The US dollar is still the world’s most important currency. It is also the currency of the gun trade. The sheer size of the US economy means that changes in its consumption patterns can move markets. This is not true of France. The current uptick in copper prices derives from both China and the USA but it is US consumers feeding their demand, partly through China subcontract manufacturing, that adds weight to the US economy’s powerhouse stature.

Returning to my theme of decision-making, the two countries have further similarities. Both are burdened by debt. Both are run by presidents that have difficulty cutting spending or raising taxes – President Obama’s unwillingness to cut spending unless it is accompanied by new revenue, tax revenues for instance, means Republicans can effectively block spending cuts, while President Hollande has to face the powerful unions in France, creating a stall in spending cuts or tax increases.

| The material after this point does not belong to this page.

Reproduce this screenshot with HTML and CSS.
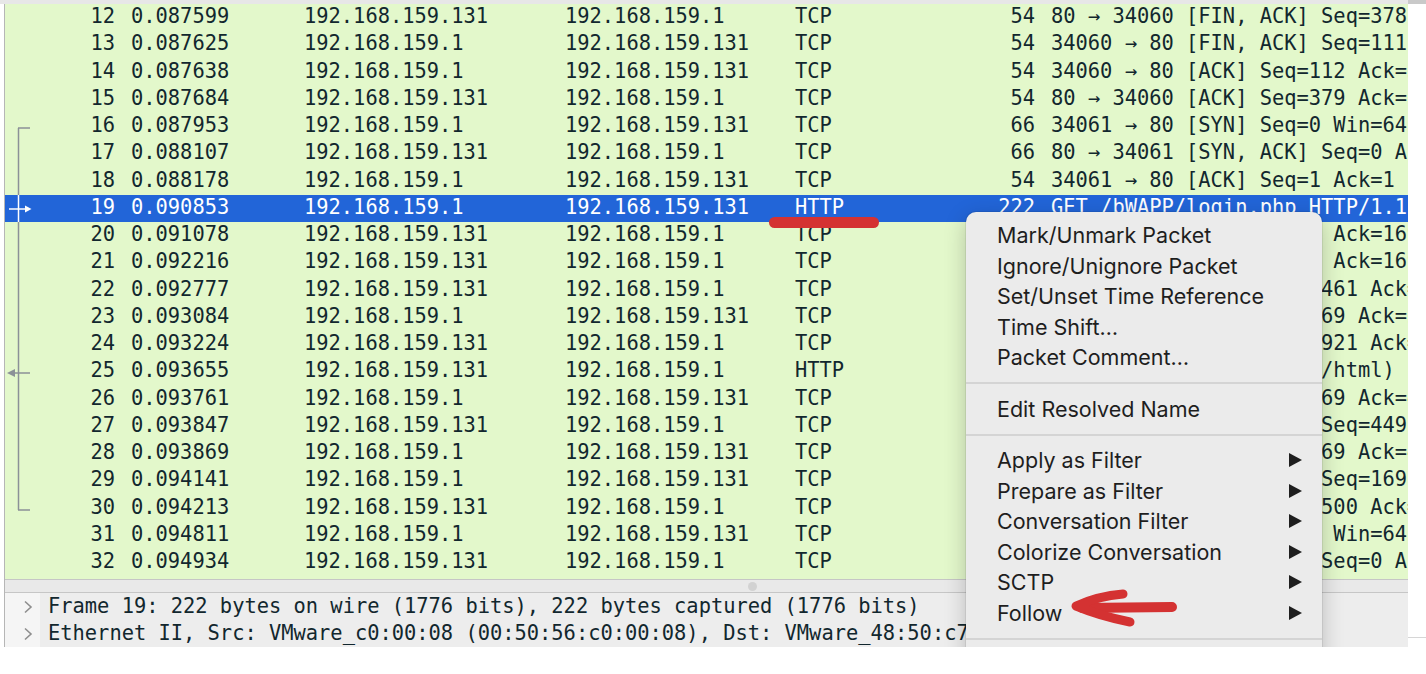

And both countries face further downgrading of government debt.

The US government showed the inability of large bodies of people to make decisions as it approached the self-imposed ‘fiscal cliff’. In France, Hollande is presiding over the 19th consecutive monthly rise in unemployment, and despite calls to deregulate the labour market is making no moves on that front.

So there you have it – both countries paralysed by decision-making (or non-decision making) with futures determined not by design but rather by resources; accidental in decision making terms. What does this mean for us and the markets we’re interested in? I have to admit that in the short term, it doesn’t mean a lot. Markets can shrug off all sorts of ‘facts’ in the short term.

One thing we do know: With Obama in power and calls for restrictions on gun ownership, the US market for guns will continue to power ahead. Of the estimated 656 million firearms in the hands of civilians, 45 per cent are held in the US. Guns outnumber passenger vehicles worldwide, and each year eight million new small arms plus 10 to 15 billion rounds of ammunition are manufactured. The authorised international trade in civilian firearms exceeds $7.1 billion a year.

If you want to participate in this growth, your market is the US, not France. The worldwide paralysis of decision-making has no impact on this choice. However, it does mean we have not solved the huge debt problems of the world’s major economies. We’ve done nothing to solve the trade imbalances in the euro group of countries, and we are still, on a worldwide basis, spending more than we earn.


Long-term, this system cannot continue. Short-term investors and managers have a much more positive outlook. This is because they see prices for copper, the world economic leading indicator, rising. They can see iron ore prices moving, following the upward trend in copper prices. The chart on the left shows the price of iron ore in Tianjin, which is the fourth largest port in China. Prices are up 6 per cent in the last three months.

The question is: is this an uptick in the end of 10 years of China’s double-digit growth, or are stocks of iron ore truly at a two-year low, as some report? I think the jury is still out. I do not think this positive outlook is well founded, and it will not survive the next debacle (sure to come when non-decision-making rules). So until then, be careful you are not lured in to commitments you cannot cancel. Demand may not be as strong as the current New Year feeling suggests.